Tem gente que adoraria a volta da ditadura porque essa coisa de democracia é muito complexa e fresca, pois permite a voz dos opositores e faz debruçamentos absurdos sobre esse tal de direitos humanos. Direitos humanos... Esse sofredor. Tudo é culpa dele, como se a sociedade não fosse moldada exatamente sobre o nosso cadáver e caráter. Ou a falta dele. Tem gente que diz que na ditadura não havia essa roubalheira toda. Bem, acho que não vai dar para saber... Numa ditadura a voz é silenciada, os documentos são perdidos ou selados e os roubos... Que roubos? Você que ir para o pau-de-arara, quer?
Tem gente para tudo nesse mundo – graças aos deuses! Ou a nenhum deles.
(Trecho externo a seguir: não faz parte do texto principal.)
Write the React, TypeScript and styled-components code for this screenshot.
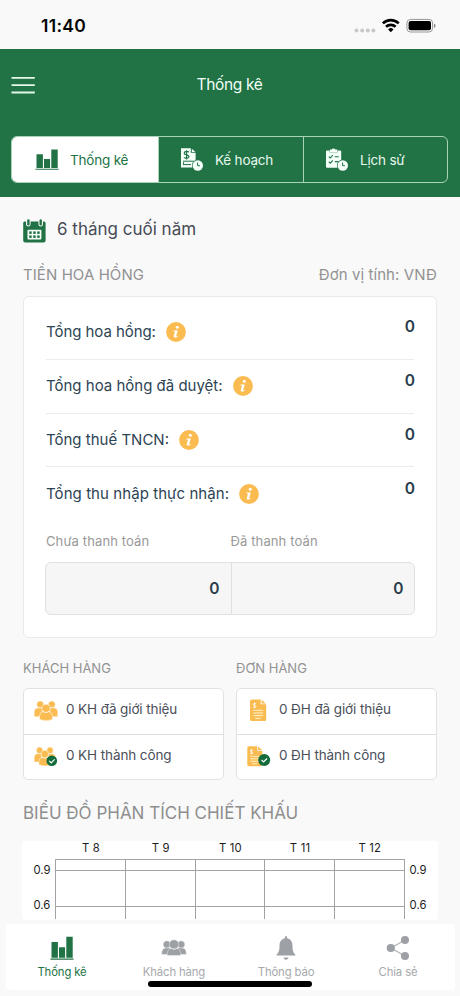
import React from 'react';
import styled, { createGlobalStyle } from 'styled-components';

const green = '#217346';
const amber = '#fabb50';

const GlobalStyle = createGlobalStyle`
  * { box-sizing: border-box; }
  html, body { margin: 0; padding: 0; background: #f9f9f9; }
  body { font-family: Inter, Roboto, sans-serif; -webkit-font-smoothing: antialiased; }
  svg { display: block; flex: none; }
`;

const Screen = styled.div`
  width: 460px;
  height: 996px;
  overflow: hidden;
  display: flex;
  flex-direction: column;
  background: #f9f9f9;
`;

const StatusBar = styled.div`
  height: 49px;
  flex: none;
  display: flex;
  align-items: center;
  justify-content: space-between;
  padding: 2px 24px 0 41px;
`;

const Clock = styled.span`
  font-size: 17.5px;
  font-weight: 600;
  line-height: 20px;
  letter-spacing: 0.3px;
  color: #050505;
`;

const Header = styled.header`
  height: 148px;
  flex: none;
  background: ${green};
  display: flex;
  flex-direction: column;
  padding: 0 12px 0 11px;
`;

const TitleRow = styled.div`
  height: 72px;
  flex: none;
  display: grid;
  grid-template-columns: 24px 1fr 24px;
  align-items: center;
  margin-bottom: 15px;
`;

const Title = styled.h1`
  margin: 0;
  text-align: center;
  font-size: 15.5px;
  font-weight: 400;
  line-height: 20px;
  letter-spacing: -0.35px;
  color: #f2fff6;
`;

const Segments = styled.div`
  height: 47px;
  display: grid;
  grid-template-columns: 146px 145px 1fr;
  border: 1px solid #a9d3b8;
  border-radius: 6px;
  overflow: hidden;
`;

const Segment = styled.button<{ $active?: boolean }>`
  border: 0;
  border-left: ${(p) => (p.$active ? '0' : '1px solid #a9d3b8')};
  padding: 0 0 0 ${(p) => (p.$active ? '23px' : '21px')};
  display: flex;
  align-items: center;
  gap: 11px;
  font: 400 13.5px/20px Inter, sans-serif;
  letter-spacing: -0.2px;
  background: ${(p) => (p.$active ? '#fff' : 'transparent')};
  color: ${(p) => (p.$active ? green : '#e8f8ed')};
`;

const Content = styled.main`
  height: 723px;
  flex: none;
  padding: 22px 23px 0;
  display: flex;
  flex-direction: column;
  overflow: hidden;
`;

const Period = styled.div`
  display: flex;
  align-items: center;
  gap: 11px;
  height: 24px;
`;

const PeriodText = styled.span`
  font-size: 17px;
  line-height: 24px;
  color: #474b55;
  margin-top: -4px;
`;

const SectionHead = styled.div`
  display: flex;
  justify-content: space-between;
  height: 20px;
  margin-top: 22px;
  font-size: 15px;
  line-height: 20px;
  letter-spacing: 0.08px;
  color: #929292;
`;

const Card = styled.section`
  flex: none;
  height: 342px;
  margin-top: 11px;
  padding: 9px 22px 0;
  background: #fff;
  border: 1px solid #e9e9e9;
  border-radius: 6px;
`;

const AmountRow = styled.div<{ $last?: boolean }>`
  display: flex;
  height: 53.8px;
  align-items: center;
  border-bottom: 1px solid ${(p) => (p.$last ? 'transparent' : '#ececec')};
  color: #2d4454;
`;

const AmountLabel = styled.span<{ $tracking: number }>`
  font-size: 15px;
  line-height: 20px;
  letter-spacing: ${(p) => p.$tracking}px;
  margin-right: 10px;
`;

const AmountValue = styled.span`
  margin: -10px -1px 0 auto;
  font-size: 15.5px;
  font-weight: 600;
  line-height: 20px;
  color: #2a3c4b;
`;

const PaidLabels = styled.div`
  display: grid;
  grid-template-columns: 184.5px 1fr;
  height: 18px;
  margin-top: 11px;
  font-size: 13px;
  line-height: 18px;
  letter-spacing: 0.12px;
  color: #999;
`;

const PaidBoxes = styled.div`
  margin: 12px -1px 0;
  height: 53px;
  display: grid;
  grid-template-columns: 185px 1fr;
  border: 1px solid #e0e0e0;
  border-radius: 6px;
  background: #f6f6f6;
`;

const PaidBox = styled.div`
  display: flex;
  align-items: center;
  justify-content: flex-end;
  padding-right: 11.5px;
  font-size: 15.5px;
  font-weight: 600;
  color: #2a3c4b;
  & + & { border-left: 1px solid #e0e0e0; padding-right: 10.5px; }
`;

const Stats = styled.div`
  flex: none;
  display: grid;
  grid-template-columns: 201px 201px;
  gap: 12px;
  margin-top: 21px;
`;

const StatTitle = styled.h2`
  margin: 0 0 10px;
  height: 19px;
  font-size: 13px;
  font-weight: 400;
  line-height: 19px;
  color: #929292;
`;

const StatBox = styled.div`
  height: 92px;
  border: 1px solid #e2e2e2;
  border-radius: 5px;
  background: #fff;
  display: grid;
  grid-template-rows: 44.5px 1fr;
`;

const StatRow = styled.div`
  display: flex;
  align-items: center;
  gap: 8px;
  padding-left: 10px;
  font-size: 13.5px;
  line-height: 18px;
  letter-spacing: -0.1px;
  color: #4b4f5a;
  & + & { border-top: 1px solid #dedede; }
  span { margin-top: -4px; }
`;

const ChartTitle = styled.h2`
  flex: none;
  margin: 21px 0 0;
  height: 24px;
  font-size: 17px;
  font-weight: 400;
  line-height: 24px;
  color: #8e8e8e;
`;

const ChartPanel = styled.div`
  flex: none;
  margin: 16px -1px 0;
  height: 79px;
  background: #fff;
  border-radius: 4px;
  overflow: hidden;
`;

const TabBar = styled.nav`
  flex: none;
  margin: 4px 5px 0 6px;
  height: 66px;
  border-radius: 4px;
  background: #fff;
  display: grid;
  grid-template-columns: repeat(4, 112px);
  position: relative;
`;

const Tab = styled.div<{ $active?: boolean }>`
  display: flex;
  flex-direction: column;
  align-items: center;
  padding-top: 12px;
  gap: 4px;
  font-size: 11.3px;
  line-height: 16px;
  letter-spacing: -0.12px;
  color: ${(p) => (p.$active ? green : '#a6a9ad')};
`;

const HomeIndicator = styled.div`
  position: absolute;
  left: 142px;
  bottom: 3px;
  width: 164px;
  height: 6px;
  border-radius: 3px;
  background: #000;
`;

const StatusIcons = () => (
  <svg width="83" height="16" viewBox="353 17.5 83 16">
    <g fill="#c8c8c8">
      <circle cx="356.5" cy="30" r="2" /><circle cx="362.2" cy="30" r="2" />
      <circle cx="367.8" cy="30" r="2" /><circle cx="373.4" cy="30" r="2" />
    </g>
    <g fill="none" stroke="#000" strokeWidth="2.6">
      <path d="M382.9 22.9a11.1 11.1 0 0 1 15.8 0" />
      <path d="M386 26.3a6.9 6.9 0 0 1 9.6 0" />
    </g>
    <path d="M390.8 31.7l-2.7-2.8a3.9 3.9 0 0 1 5.4 0z" />
    <rect x="406.9" y="18.9" width="25.7" height="12.6" rx="3.6" fill="none" stroke="#989898" />
    <rect x="408.6" y="20.6" width="22.4" height="9.2" rx="2" />
    <path d="M434 23.2c2 .6 2 3.6 0 4.2z" fill="#888" />
  </svg>
);

const MenuIcon = () => (
  <svg width="24" height="18" viewBox="0 0 24 18" stroke="#e4f8ea" strokeWidth="1.8">
    <path d="M.5 1.9h23.3M.5 9.2h23.3M.5 16.5h23.3" />
  </svg>
);

const BarsIcon = ({ h = 21 }: { h?: number }) => (
  <svg width="24" height={h} viewBox="0 0 24 22" preserveAspectRatio="none" fill={green}>
    <path d="M1.5 5.6h6.4v14.3H1.5zM9 10.4h6.1v9.5H9zM16.3.6h6.4v19.3h-6.4zM.4 20.6h23.2v1.2H.4z" />
  </svg>
);

const PlanClock = () => (
  <>
    <circle cx="17.8" cy="17.5" r="5.9" fill={green} />
    <circle cx="17.8" cy="17.5" r="5.2" fill="#f4fff7" />
    <path d="M17.6 14.5v3.2h2.3" fill="none" stroke={green} strokeWidth="1" />
  </>
);

const PlanIcon = () => (
  <svg width="24" height="24" viewBox="0 0 24 24">
    <path d="M1 .3h9.8v4.5h4.8v14.8H1zM11.8.7l3.6 3.4h-3.6z" fill="#f4fff7" />
    <path d="M9 4.2C7.8 3 4.2 3 4.2 5.2c0 2.3 4.8 1.1 4.8 3.4 0 2-3.7 2.2-5 .8M6.6 2.3v9.2" fill="none" stroke={green} strokeWidth="1.2" />
    <path d="M3 13.2h10.8M3 16.6h8" stroke={green} strokeWidth="1" />
    <path d="M3 14.2h1v2H3z" fill={green} />
    <PlanClock />
  </svg>
);

const HistoryIcon = () => (
  <svg width="24" height="24" viewBox="0 0 24 24">
    <path d="M2 2.4h2.7v2.2h7.8V2.4h2.7q1 0 1 1v15.4q0 1-1 1H2q-1 0-1-1V3.4q0-1 1-1z" fill="#f4fff7" />
    <path d="M5 1.6h1.9Q7.1.4 8.6.4t1.7 1.2h2v3H5z" fill="#f4fff7" />
    <path d="M3.8 8.6l1.5 1.4 2.5-2.8M3.8 13.7l1.5 1.4 2.5-2.8M9.8 8.7h3.9M9.8 13.6h3.4" fill="none" stroke={green} strokeWidth="1.1" />
    <PlanClock />
  </svg>
);

const CalendarIcon = () => (
  <svg width="23" height="24" viewBox="0 0 23 24">
    <path d="M1.500 2.500H3v2.700a2.300 2.300 0 0 0 4.600 0V2.500h7.800v2.700a2.300 2.300 0 0 0 4.600 0V2.500h1q1.600 0 1.600 1.600v17.400q0 2-2 2H2.200q-2 0-2-2V4q0-1.500 1.300-1.500z" fill={green} />
    <rect x="4.200" y=".2" width="2.400" height="6.300" rx="1.200" fill={green} />
    <rect x="16.500" y=".2" width="2.400" height="6.300" rx="1.200" fill={green} />
    <rect x="4.500" y="10.800" width="13.900" height="9.800" rx="1" fill="#f8fff9" />
    <g fill={green}>
      <rect x="6.200" y="12.400" width="2.500" height="2.500" /><rect x="10.200" y="12.400" width="2.500" height="2.500" /><rect x="14.200" y="12.400" width="2.500" height="2.500" />
      <rect x="6.200" y="16.400" width="2.500" height="2.500" /><rect x="10.200" y="16.400" width="2.500" height="2.500" /><rect x="14.200" y="16.400" width="2.500" height="2.500" />
    </g>
  </svg>
);

const InfoIcon = () => (
  <svg width="20" height="20" viewBox="0 0 20 20">
    <circle cx="10" cy="10" r="9.9" fill={amber} />
    <circle cx="11.3" cy="5.3" r="1.5" fill="#fff" />
    <path d="M7.500 8.400h4.300l-1.600 5.500q-.2.900 1.500.1l-.2.900c-1.800 1.100-4.300 1.100-3.700-1.200l1.200-4.200H7.400z" fill="#fff" />
  </svg>
);

const DoneBadge = ({ cx, cy, r }: { cx: number; cy: number; r: number }) => (
  <>
    <circle cx={cx} cy={cy} r={r} fill="#126c3c" />
    <path d={`M${cx - 2.6} ${cy}l2 2 3.400-3.500`} fill="none" stroke="#fff" strokeWidth="1.2" />
  </>
);

const GoldPeople = ({ done }: { done?: boolean }) => (
  <svg width="24" height="22" viewBox="0 0 24 22">
    <g fill={amber} stroke="#fff" strokeWidth=".5" transform={done ? 'translate(0 .6) scale(.9 .95)' : 'translate(0 .4)'}>
      <circle cx="6.200" cy="4" r="3.500" /><circle cx="17.800" cy="4" r="3.500" />
      <path d="M.2 16.300V11.500q0-4 3.700-4h4.300v8.800zM23.800 16.300V11.500q0-4-3.700-4h-4.300v8.800z" />
      <circle cx="12" cy="7.900" r="4.100" />
      <path d="M5.500 19v-3.400q0-4 4-4.200 2.500 1.800 5 0 4 .2 4 4.200V19q-6 2.800-13 0z" />
    </g>
    {done && <DoneBadge cx={17.800} cy={14.800} r={5.300} />}
  </svg>
);

const Invoice = ({ done }: { done?: boolean }) => (
  <svg width="24" height="24" viewBox="0 0 24 24">
    <g transform={done ? 'translate(-2.500 .8) scale(.93)' : undefined}>
      <path d="M5.500.5h8.200v4.800h5.500v15.200q0 1.500-1.500 1.500H4.500Q3 22 3 20.500V2Q3 .5 5.500.5zM14.600.8l4.300 3.800h-4.300z" fill={amber} />
      <path d="M9 4.800C7.500 4 6 4.600 6.300 5.700c.3.900 2.600.6 2.600 1.800 0 1.100-1.600 1.300-2.900.6M7.600 3.600v5.400" fill="none" stroke="#fff" strokeWidth=".8" />
      <path d="M6.200 11.300h9.900M6.200 14h9.900M6.200 16.600h9.900M8.200 19.300h5.500" stroke="#fff3cf" strokeWidth="1" />
    </g>
    {done && <DoneBadge cx={17.200} cy={15} r={6} />}
  </svg>
);

const TabPeople = () => (
  <svg width="26" height="24" viewBox="0 0 26 24" fill="#9da0a5" stroke="#fff" strokeWidth=".4">
    <circle cx="5.900" cy="8.500" r="3.700" /><circle cx="20.100" cy="8.500" r="3.700" />
    <path d="M.6 18.400q0-6.200 4-6.400h5v6.400zM25.400 18.400q0-6.200-4-6.400h-5v6.400z" />
    <circle cx="13" cy="8.400" r="4.700" />
    <path d="M6.200 19.500q0-6.800 4-7.100 2.800 2 5.600 0 4 .3 4 7.100z" />
  </svg>
);

const BellIcon = () => (
  <svg width="20" height="24" viewBox="0 0 20 24" fill="#9da0a5">
    <path d="M10 0q1.200 0 1.200 2.200c3.700.9 5.300 4 5.300 7.200 0 4.800.6 6.800 3 9.300v.8H.5v-.8c2.400-2.500 3-4.500 3-9.300 0-3.200 1.600-6.300 5.300-7.200Q8.800 0 10 0zM7.400 21.400h5.200q-.8 2.400-2.600 2.400t-2.600-2.400z" />
  </svg>
);

const ShareIcon = () => (
  <svg width="24" height="24" viewBox="0 0 24 24" fill="#9da0a5">
    <path d="M19 4L5 12l14 8" fill="none" stroke="#b2b4b8" strokeWidth="1.2" />
    <circle cx="19" cy="4" r="4" /><circle cx="4.800" cy="12" r="4.100" /><circle cx="19" cy="20" r="4" />
  </svg>
);

const Chart = () => (
  <svg width="416" height="79" viewBox="22 841 416 79">
    <path
      fill="none"
      stroke="#a3a3a3"
      shapeRendering="crispEdges"
      d="M55.500 859V919M125.500 859V919M195.500 859V919M264.500 859V919M334.500 859V919M404.500 859V919M55.500 859.500H404.500M55.500 870.500H404.500M55.500 906.500H404.500"
    />
    <g fontFamily="Inter, sans-serif" fontSize="11.3" fill="#1c1c1c" textAnchor="middle">
      {['T 8', 'T 9', 'T 10', 'T 11', 'T 12'].map((t, i) => (
        <text key={t} x={91 + i * 69.7} y="852.300" letterSpacing=".2">{t}</text>
      ))}
      <text x="41.900" y="873.800">0.9</text><text x="41.900" y="909.300">0.6</text>
      <text x="418" y="873.800">0.9</text><text x="418" y="909.300">0.6</text>
    </g>
  </svg>
);

const amounts = [
  { label: 'Tổng hoa hồng:', tracking: -0.06 },
  { label: 'Tổng hoa hồng đã duyệt:', tracking: 0 },
  { label: 'Tổng thuế TNCN:', tracking: 0 },
  { label: 'Tổng thu nhập thực nhận:', tracking: 0.07 },
];

export default function App() {
  return (
    <Screen>
      <GlobalStyle />
      <StatusBar><Clock>11:40</Clock><StatusIcons /></StatusBar>
      <Header>
        <TitleRow><MenuIcon /><Title>Thống kê</Title></TitleRow>
        <Segments>
          <Segment $active><BarsIcon /><span>Thống kê</span></Segment>
          <Segment><PlanIcon /><span>Kế hoạch</span></Segment>
          <Segment><HistoryIcon /><span>Lịch sử</span></Segment>
        </Segments>
      </Header>
      <Content>
        <Period><CalendarIcon /><PeriodText>6 tháng cuối năm</PeriodText></Period>
        <SectionHead>
          <span>TIỀN HOA HỒNG</span>
          <span>Đơn vị tính: VNĐ</span>
        </SectionHead>
        <Card>
          {amounts.map(({ label, tracking }, i) => (
            <AmountRow key={label} $last={i === amounts.length - 1}>
              <AmountLabel $tracking={tracking}>{label}</AmountLabel>
              <InfoIcon />
              <AmountValue>0</AmountValue>
            </AmountRow>
          ))}
          <PaidLabels><span>Chưa thanh toán</span><span>Đã thanh toán</span></PaidLabels>
          <PaidBoxes><PaidBox>0</PaidBox><PaidBox>0</PaidBox></PaidBoxes>
        </Card>
        <Stats>
          <div>
            <StatTitle>KHÁCH HÀNG</StatTitle>
            <StatBox>
              <StatRow><GoldPeople /><span>0 KH đã giới thiệu</span></StatRow>
              <StatRow><GoldPeople done /><span>0 KH thành công</span></StatRow>
            </StatBox>
          </div>
          <div>
            <StatTitle>ĐƠN HÀNG</StatTitle>
            <StatBox>
              <StatRow><Invoice /><span>0 ĐH đã giới thiệu</span></StatRow>
              <StatRow><Invoice done /><span>0 ĐH thành công</span></StatRow>
            </StatBox>
          </div>
        </Stats>
        <ChartTitle>BIỂU ĐỒ PHÂN TÍCH CHIẾT KHẤU</ChartTitle>
        <ChartPanel><Chart /></ChartPanel>
      </Content>
      <TabBar>
        <Tab $active><BarsIcon h={24} />Thống kê</Tab>
        <Tab><TabPeople />Khách hàng</Tab>
        <Tab><BellIcon />Thông báo</Tab>
        <Tab><ShareIcon />Chia sẻ</Tab>
        <HomeIndicator />
      </TabBar>
    </Screen>
  );
}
E essa voz da Billie, e essa música triste e esse vento do sul...  Corpos pendurados e pastores sendo mortos por mira telescópica. Foi em Mênfis como poderia ser na Baixada Fluminense ou Bogotá, Gaza, Soweto.
Não, nada foi conquistado por completo. É preciso luta. Dizer que só existe a raça humana é muito bonito, mas é perigoso, pois coloca a flor nas mãos de quem porta o fuzil, coloca o amor na boca de quem só vende o ódio. Um dia seremos uma só raça. Por enquanto é preciso, primeiro, que as oportunidades sejam iguais, que a partilha seja melhor. Quando um negro juiz vira assunto de revista, é porque só há brancos no recinto. Quando um homem consegue emprego porque devolveu o dinheiro de alguém, é porque precisamos parar e repensar a sociedade.
E essa Billie com essa voz... E o vento do sul balançando o pêndulo... Só faltou o conhaque pr`eu ficar todo sul, todo Billie, todo lá, todo triste!